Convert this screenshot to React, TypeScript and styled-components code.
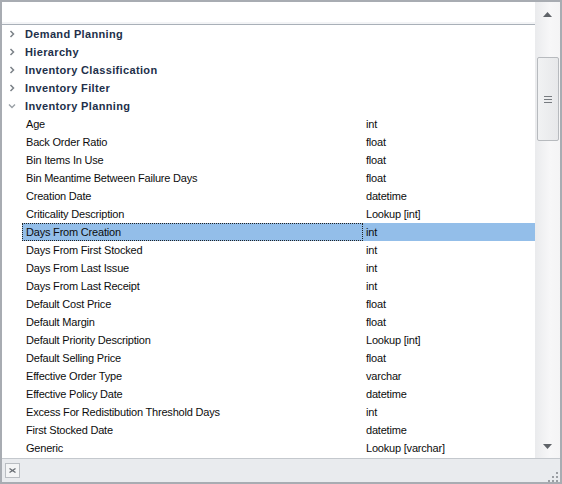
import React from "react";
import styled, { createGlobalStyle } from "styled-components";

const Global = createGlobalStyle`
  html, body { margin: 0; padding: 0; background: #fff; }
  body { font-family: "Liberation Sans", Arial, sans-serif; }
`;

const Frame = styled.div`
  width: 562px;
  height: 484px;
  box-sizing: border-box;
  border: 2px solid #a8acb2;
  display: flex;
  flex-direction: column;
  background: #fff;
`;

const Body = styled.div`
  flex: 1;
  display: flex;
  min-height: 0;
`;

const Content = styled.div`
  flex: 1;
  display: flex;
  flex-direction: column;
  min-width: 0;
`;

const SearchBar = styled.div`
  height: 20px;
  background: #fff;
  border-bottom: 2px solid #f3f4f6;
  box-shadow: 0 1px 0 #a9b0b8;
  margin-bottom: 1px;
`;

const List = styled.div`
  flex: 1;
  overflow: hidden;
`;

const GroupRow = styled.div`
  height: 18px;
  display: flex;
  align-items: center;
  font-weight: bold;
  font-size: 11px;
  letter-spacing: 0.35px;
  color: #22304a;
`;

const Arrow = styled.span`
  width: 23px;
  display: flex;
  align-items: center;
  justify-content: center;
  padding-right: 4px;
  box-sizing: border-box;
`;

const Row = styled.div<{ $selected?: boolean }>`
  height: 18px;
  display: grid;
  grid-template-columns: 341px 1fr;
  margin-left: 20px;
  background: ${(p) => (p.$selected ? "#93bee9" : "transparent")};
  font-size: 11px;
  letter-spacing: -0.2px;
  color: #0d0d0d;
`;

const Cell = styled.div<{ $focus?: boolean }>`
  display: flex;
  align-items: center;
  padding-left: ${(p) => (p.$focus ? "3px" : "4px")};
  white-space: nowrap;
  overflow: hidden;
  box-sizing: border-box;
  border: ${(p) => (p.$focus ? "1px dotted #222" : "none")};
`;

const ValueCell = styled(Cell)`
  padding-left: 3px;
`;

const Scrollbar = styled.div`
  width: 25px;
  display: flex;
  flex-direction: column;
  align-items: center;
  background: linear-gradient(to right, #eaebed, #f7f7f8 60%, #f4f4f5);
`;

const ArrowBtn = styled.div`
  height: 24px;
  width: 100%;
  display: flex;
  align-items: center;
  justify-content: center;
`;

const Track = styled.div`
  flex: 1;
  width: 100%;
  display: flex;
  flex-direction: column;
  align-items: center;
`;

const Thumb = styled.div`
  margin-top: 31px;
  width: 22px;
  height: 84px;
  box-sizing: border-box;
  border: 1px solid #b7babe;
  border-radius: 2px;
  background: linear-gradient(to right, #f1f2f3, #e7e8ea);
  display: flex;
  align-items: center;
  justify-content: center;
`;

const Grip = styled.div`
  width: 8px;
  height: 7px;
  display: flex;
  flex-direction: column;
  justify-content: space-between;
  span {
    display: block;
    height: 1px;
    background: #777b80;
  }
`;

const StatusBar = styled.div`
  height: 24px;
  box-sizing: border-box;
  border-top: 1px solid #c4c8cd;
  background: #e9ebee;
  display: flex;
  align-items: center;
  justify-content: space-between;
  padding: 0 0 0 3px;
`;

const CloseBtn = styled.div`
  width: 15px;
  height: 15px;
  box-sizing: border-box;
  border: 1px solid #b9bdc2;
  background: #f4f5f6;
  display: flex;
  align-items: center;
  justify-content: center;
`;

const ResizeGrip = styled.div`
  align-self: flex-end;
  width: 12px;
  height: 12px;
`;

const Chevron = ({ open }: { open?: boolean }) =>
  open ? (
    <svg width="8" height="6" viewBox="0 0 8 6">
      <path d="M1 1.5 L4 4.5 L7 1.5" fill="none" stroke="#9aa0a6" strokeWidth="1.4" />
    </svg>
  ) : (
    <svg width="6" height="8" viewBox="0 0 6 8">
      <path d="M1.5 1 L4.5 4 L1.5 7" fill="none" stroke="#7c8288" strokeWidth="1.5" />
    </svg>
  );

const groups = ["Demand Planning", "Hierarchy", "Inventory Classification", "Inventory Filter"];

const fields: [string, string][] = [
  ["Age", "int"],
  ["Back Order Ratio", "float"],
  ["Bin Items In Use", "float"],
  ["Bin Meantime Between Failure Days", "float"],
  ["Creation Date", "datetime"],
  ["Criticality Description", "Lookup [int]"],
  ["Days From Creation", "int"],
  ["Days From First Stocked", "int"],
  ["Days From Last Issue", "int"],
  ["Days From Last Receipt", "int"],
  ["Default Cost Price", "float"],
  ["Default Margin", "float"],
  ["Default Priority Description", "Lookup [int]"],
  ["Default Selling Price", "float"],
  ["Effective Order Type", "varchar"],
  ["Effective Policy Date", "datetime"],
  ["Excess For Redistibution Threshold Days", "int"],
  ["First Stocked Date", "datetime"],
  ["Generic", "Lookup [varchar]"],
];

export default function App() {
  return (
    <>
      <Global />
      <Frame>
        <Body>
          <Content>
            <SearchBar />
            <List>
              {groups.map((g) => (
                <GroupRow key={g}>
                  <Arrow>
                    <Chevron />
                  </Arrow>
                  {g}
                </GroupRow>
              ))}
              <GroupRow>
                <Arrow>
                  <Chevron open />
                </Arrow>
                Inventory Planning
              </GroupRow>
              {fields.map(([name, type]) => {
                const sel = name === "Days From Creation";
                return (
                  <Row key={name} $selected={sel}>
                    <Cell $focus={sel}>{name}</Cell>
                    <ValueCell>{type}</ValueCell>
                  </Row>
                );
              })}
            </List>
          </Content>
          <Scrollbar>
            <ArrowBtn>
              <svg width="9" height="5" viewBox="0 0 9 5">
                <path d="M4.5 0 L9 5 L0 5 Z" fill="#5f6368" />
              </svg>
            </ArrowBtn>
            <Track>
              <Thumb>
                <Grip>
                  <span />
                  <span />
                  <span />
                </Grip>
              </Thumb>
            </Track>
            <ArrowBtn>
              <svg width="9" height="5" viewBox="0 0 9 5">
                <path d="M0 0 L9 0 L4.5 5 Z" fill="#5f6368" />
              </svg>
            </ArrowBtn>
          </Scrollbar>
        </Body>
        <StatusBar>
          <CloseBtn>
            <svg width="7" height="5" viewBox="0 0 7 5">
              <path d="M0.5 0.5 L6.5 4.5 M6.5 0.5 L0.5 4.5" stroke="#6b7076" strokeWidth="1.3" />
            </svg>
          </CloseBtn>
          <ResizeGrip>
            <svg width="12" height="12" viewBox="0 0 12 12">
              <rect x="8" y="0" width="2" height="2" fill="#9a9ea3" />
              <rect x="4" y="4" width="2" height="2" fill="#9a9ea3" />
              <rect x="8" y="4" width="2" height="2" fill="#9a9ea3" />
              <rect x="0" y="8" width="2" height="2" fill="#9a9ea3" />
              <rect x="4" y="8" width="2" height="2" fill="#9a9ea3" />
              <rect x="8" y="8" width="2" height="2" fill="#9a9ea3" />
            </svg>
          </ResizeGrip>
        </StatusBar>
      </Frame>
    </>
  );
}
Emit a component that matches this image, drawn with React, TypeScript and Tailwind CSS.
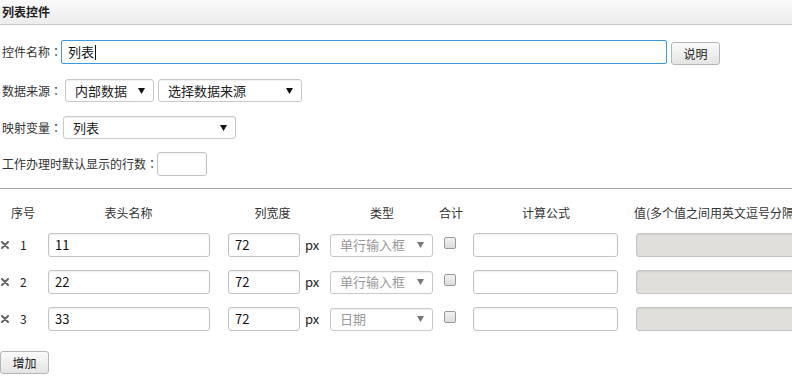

▸ Exercise: From the entries above, extract every line where the word "React" appears.

▸ Worked answer:
Convert this screenshot to React, TypeScript and styled-components code.
import React from "react";
Emit a component that matches this image, drawn with React, TypeScript and Tailwind CSS.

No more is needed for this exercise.